Branagh has updated the story to meet a growing movement towards inclusion and representation, including a few reveals that, if they were part of Dame Christie's intent, remained a secret even in the novel.
And yet the drama remains anchored in the late ‘20s, for to do otherwise would be to lose much of the story’s charm: the breathtaking scope of pyramids surrounded by desert, the hidden beauty of the banks of the Nile, the richness of the costumes, and the fantasy of life in the era of jazz and free-flowing champagne.
And so, Death on the Nile initially presents a cordial view of a social aristocracy void of racial conflict. Given the era and the class-conscious culture of the film's central characters, it's a distracting conceit, even if Branagh's casting triumphantly opposes standards.
But concerns sparked in the first act don't prevail in the second and third acts. Yet, even with changes made to characters, it is hard to observe Death on the Nile and not notice it as a story seeped in privilege—glorified wealth-porn where the affluent traipse across monuments treating the world as their playground.
Branagh recognizes that the privilege of the characters risks making them unlikable—not the least of which is the after-the-fact casting of the now-disgraced Armie Hammer. Hammer appears as Simon Doyle, the handsome playboy who unceremoniously dumps his fiancé for her best-friend, the heiress, Linnet Ridgeway (Gal Gadot). And for my grumblings, the unfortunate casting of Russell Brand, whose outspoken stand against vaccines, makes his role as the lone doctor onboard glaringly ironic.
Branagh addresses the low-hanging issues (regrets in casting aside) with humour and the occasional observation uncommon and perhaps too progressive for the era.

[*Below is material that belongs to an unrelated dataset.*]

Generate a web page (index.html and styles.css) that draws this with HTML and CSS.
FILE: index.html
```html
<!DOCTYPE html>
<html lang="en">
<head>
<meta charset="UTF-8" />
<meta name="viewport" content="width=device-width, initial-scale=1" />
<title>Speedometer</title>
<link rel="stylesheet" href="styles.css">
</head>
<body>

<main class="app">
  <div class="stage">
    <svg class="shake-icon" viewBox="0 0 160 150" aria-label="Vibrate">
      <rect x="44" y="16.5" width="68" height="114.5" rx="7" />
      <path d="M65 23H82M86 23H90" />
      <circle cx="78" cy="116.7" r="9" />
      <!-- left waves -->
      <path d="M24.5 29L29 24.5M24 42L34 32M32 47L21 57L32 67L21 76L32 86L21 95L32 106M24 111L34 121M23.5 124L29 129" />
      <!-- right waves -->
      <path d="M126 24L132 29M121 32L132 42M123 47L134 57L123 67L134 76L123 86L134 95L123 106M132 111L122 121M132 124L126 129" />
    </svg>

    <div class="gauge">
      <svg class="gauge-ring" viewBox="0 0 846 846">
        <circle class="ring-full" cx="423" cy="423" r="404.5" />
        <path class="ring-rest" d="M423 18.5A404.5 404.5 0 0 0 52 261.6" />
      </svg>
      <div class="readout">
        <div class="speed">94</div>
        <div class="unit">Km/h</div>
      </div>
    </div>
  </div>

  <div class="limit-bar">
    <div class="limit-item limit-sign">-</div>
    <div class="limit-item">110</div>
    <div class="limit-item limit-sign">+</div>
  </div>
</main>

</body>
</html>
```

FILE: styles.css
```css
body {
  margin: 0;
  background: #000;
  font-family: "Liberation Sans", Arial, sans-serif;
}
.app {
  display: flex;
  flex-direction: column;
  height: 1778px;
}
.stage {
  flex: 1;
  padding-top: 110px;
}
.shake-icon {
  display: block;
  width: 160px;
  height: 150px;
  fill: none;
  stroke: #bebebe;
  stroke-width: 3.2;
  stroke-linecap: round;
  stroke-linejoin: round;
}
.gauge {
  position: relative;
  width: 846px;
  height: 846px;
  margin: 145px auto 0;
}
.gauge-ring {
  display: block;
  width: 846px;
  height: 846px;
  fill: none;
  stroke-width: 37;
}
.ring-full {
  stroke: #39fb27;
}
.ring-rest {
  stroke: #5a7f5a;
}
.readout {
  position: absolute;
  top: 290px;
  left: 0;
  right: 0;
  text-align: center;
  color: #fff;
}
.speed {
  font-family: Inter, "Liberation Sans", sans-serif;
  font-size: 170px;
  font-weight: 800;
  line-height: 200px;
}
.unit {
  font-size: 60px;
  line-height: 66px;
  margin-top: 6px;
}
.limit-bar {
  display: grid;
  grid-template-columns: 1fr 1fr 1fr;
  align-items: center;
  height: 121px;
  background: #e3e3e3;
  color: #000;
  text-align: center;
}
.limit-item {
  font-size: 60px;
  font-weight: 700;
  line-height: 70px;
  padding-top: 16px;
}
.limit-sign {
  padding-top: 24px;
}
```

Marie Van Schuyler (Jennifer Saunders), the brisk Communist-supporting heiress with a comical and contradictory disdain of her wealth, speaks to the woke and the progressive. She frequently condemns the excesses offered her even while grudgingly taking part.

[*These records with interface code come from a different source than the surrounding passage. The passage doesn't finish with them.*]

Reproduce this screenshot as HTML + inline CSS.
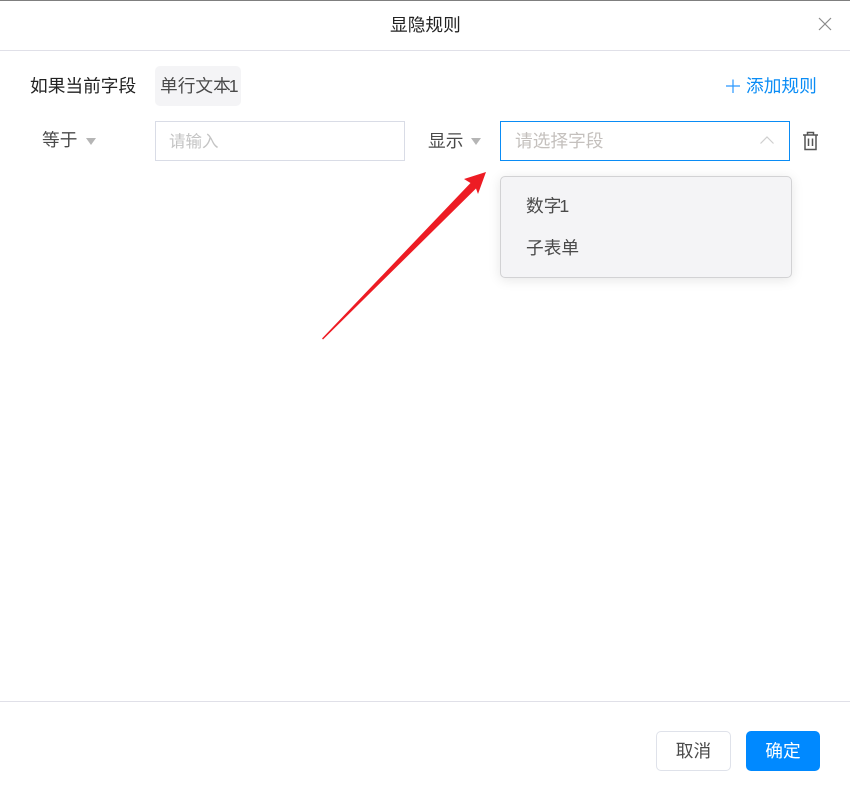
<!DOCTYPE html>
<html lang="zh">
<head>
<meta charset="utf-8">
<style>
html,body{margin:0;padding:0;background:#fff}
body{width:850px;height:797px;position:relative;overflow:hidden;font-family:"Liberation Sans","Noto Sans CJK SC",sans-serif;font-size:17.7px;color:#4a4a4a}
.a{position:absolute;white-space:nowrap}
.t{line-height:24px;height:24px}
.n{margin-left:-2px}
.tri{position:absolute;width:0;height:0;border-left:5.500px solid transparent;border-right:5.500px solid transparent;border-top:7px solid #b5b5b5}
</style>
</head>
<body>
<div class="a" style="left:0;top:0;width:850px;height:1px;background:#7f7f7f"></div>
<div class="a t" style="left:390px;top:13px;color:#222">显隐规则</div>
<svg class="a" style="left:817px;top:16px" width="16" height="16" viewBox="0 0 16 16"><path d="M2 2L14 14M14 2L2 14" stroke="#8a8a8a" stroke-width="1.2" fill="none"/></svg>
<div class="a" style="left:0;top:50px;width:850px;height:1px;background:#e0e0e8"></div>

<div class="a t" style="left:30px;top:74px;color:#222">如果当前字段</div>
<div class="a" style="left:155px;top:66px;width:86px;height:40px;background:#f4f4f6;border-radius:5px"></div>
<div class="a t" style="left:160px;top:74px">单行文本<span class="n">1</span></div>
<svg class="a" style="left:725px;top:78px" width="16" height="16" viewBox="0 0 16 16"><path d="M1 8H15M8 1.500V15" stroke="#2a98ff" stroke-width="1.2" fill="none"/></svg>
<div class="a t" style="left:746px;top:74px;color:#0a8cf5">添加规则</div>

<div class="a t" style="left:42px;top:128px">等于</div>
<div class="tri" style="left:86px;top:138px"></div>
<div class="a" style="left:155px;top:121px;width:248px;height:38px;border:1px solid #d9dce6"></div>
<div class="a" style="left:169px;top:130px;font-size:16.500px;line-height:24px;color:#c4c4c4">请输入</div>

<div class="a t" style="left:428px;top:129px">显示</div>
<div class="tri" style="left:471px;top:138px"></div>
<div class="a" style="left:500px;top:121px;width:288px;height:38px;border:1px solid #0a8cf5"></div>
<div class="a t" style="left:515px;top:129px;color:#c4c0bd">请选择字段</div>
<svg class="a" style="left:759px;top:134px" width="16" height="12" viewBox="0 0 16 12"><path d="M1.500 9.500L8 3L14.500 9.500" stroke="#cfcfcf" stroke-width="1.2" fill="none"/></svg>
<svg class="a" style="left:801px;top:131px" width="19" height="20" viewBox="0 0 19 20"><path d="M2 4H17M6.500 4V1.500H12.500V4M4 4V18.500H15V4M7.500 7.500V15M11.500 7.500V15" stroke="#555" stroke-width="1.500" fill="none"/></svg>

<div class="a" style="left:500px;top:176px;width:290px;height:100px;background:#f4f4f6;border:1px solid #d2d2d4;border-radius:5px;box-shadow:0 2px 12px rgba(0,0,0,.1)"></div>
<div class="a t" style="left:526px;top:194px">数字<span class="n">1</span></div>
<div class="a t" style="left:526px;top:236px">子表单</div>

<svg class="a" style="left:0;top:0" width="850" height="797" viewBox="0 0 850 797"><polygon points="322,338.500 470.500,183 464,179 486,172 478,194 476,188.500 323,339.500" fill="#ed1c24"/></svg>

<div class="a" style="left:0;top:701px;width:850px;height:1px;background:#e0e0e8"></div>
<div class="a" style="left:656px;top:731px;width:73px;height:38px;border:1px solid #dfe2ea;border-radius:5px;background:#fff;text-align:center;line-height:38px">取消</div>
<div class="a" style="left:746px;top:731px;width:74px;height:40px;border-radius:5px;background:#0089ff;color:#fff;text-align:center;line-height:40px">确定</div>
</body>
</html>
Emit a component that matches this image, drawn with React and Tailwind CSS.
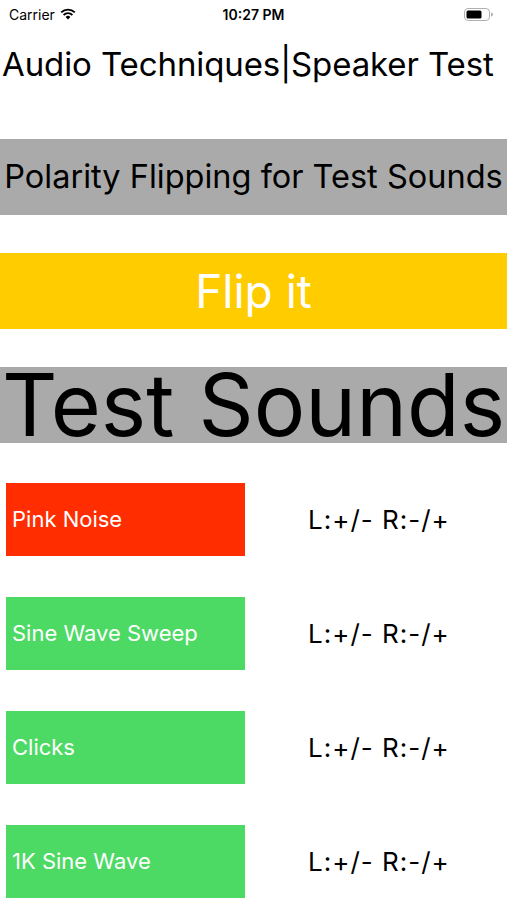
export default function App() {
  const rows = [
    { name: 'Pink Noise', color: 'bg-[#ff2d00]' },
    { name: 'Sine Wave Sweep', color: 'bg-[#4cd964]' },
    { name: 'Clicks', color: 'bg-[#4cd964]' },
    { name: '1K Sine Wave', color: 'bg-[#4cd964]' },
  ]

  return (
    <div className="w-[507px] h-[900px] bg-white overflow-hidden text-black" style={{ fontFamily: 'Inter, "Noto Sans", sans-serif' }}>
      {/* Status bar */}
      <div className="h-[28px] flex items-center justify-between px-[9px] text-[14px]">
        <div className="flex items-center gap-[5px] w-[120px]">
          <span>Carrier</span>
          <svg width="16" height="12" viewBox="0 0 16 12">
            <path d="M8 11.5 L5.6 9 A3.4 3.4 0 0 1 10.4 9 Z" fill="#000" />
            <path d="M3.6 7 A6.2 6.2 0 0 1 12.4 7" stroke="#000" strokeWidth="1.8" fill="none" />
            <path d="M1.2 4.4 A9.6 9.6 0 0 1 14.8 4.4" stroke="#000" strokeWidth="1.8" fill="none" />
          </svg>
        </div>
        <span className="font-semibold">10:27 PM</span>
        <div className="w-[120px] flex justify-end pr-[5px]">
          <svg width="29" height="13" viewBox="0 0 29 13">
            <rect x="0.5" y="0.5" width="25" height="12" rx="3.5" fill="none" stroke="#b0b0b0" />
            <rect x="2.5" y="2.5" width="15" height="8" rx="1.5" fill="#000" />
            <path d="M27 4.5 A2 2 0 0 1 27 8.5 Z" fill="#b0b0b0" />
          </svg>
        </div>
      </div>

      {/* Title */}
      <div className="mt-[16px] h-[40px] leading-[40px] text-[33px] pl-[2px] whitespace-nowrap tracking-[-0.1px]">
        Audio Techniques|Speaker Test
      </div>

      {/* Polarity header */}
      <div className="mt-[55px] h-[76px] bg-[#aaaaaa] flex items-center justify-center text-[32.5px] whitespace-nowrap">
        Polarity Flipping for Test Sounds
      </div>

      {/* Flip button */}
      <button className="mt-[38px] w-full h-[76px] bg-[#ffcc00] flex items-center justify-center text-white text-[46px]">
        Flip it
      </button>

      {/* Test Sounds header */}
      <div className="mt-[38px] h-[76px] bg-[#aaaaaa] flex items-center justify-center text-[86px] leading-none whitespace-nowrap">
        Test Sounds
      </div>

      {/* Sound rows */}
      <div className="mt-[40px] flex flex-col gap-[41px]">
        {rows.map((r) => (
          <div key={r.name} className="flex items-center h-[73px]">
            <button className={`ml-[6px] w-[239px] h-[73px] ${r.color} text-white text-[22px] text-left pl-[6px]`}>
              {r.name}
            </button>
            <div className="ml-[63px] text-[26px] tracking-[1px] whitespace-nowrap">L:+/- R:-/+</div>
          </div>
        ))}
      </div>
    </div>
  )
}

The pairing of Saunders with Dawn French as Bowers, Schuyler's devoted but over-worked Nurse, is an excellent bit of inside-casting that works best for a crowd prone to appreciating the material.
Given the rate of successful mystery novels translated into films, particularly ones as popularized as the works of Dame Christie, it seems apparent that a good mystery is not solely dependent on uncovering the who in a whodunnit. If you're banking on the momentum of a bestseller (in this case, a beloved text) to drive ticket sales, then you are banking on a target audience that has probably read the book.
And so, in lieu of surprise, Branagh appeals to expectations, wooing the audience with a rich cast of characters, eccentric and witty, unscrupulous, and immoral, and sets them against a breathtaking backdrop. As is required of the story, Branagh isolates and imposes suspicions and conflicts so that every character becomes equal part victim and villain.
There are ways in which Death on the Nile falters. But in the spirit of allowing the fantasy to wash over me, I freely, perhaps irresponsibly, abdicate the task of revealing the film's failings to my colleagues. I have little doubt that they will come through.
As for me, even with the advantage over Poirot, who has not read the book or seen previous versions of the story, I can only express the joy of watching a master detective at work.
Death on the Nile is directed by Kenneth Branagh. It stars Kenneth Branagh, Armie Hammer, Gal Gadot, Jennifer Saunders, Dawn French, Russell Brand, Emma MacKey, Tom Bateman, Annette Bening, Ali Fazal, Letita Wright, and Sophie Okonedo. Opens in theatres Friday, January 11.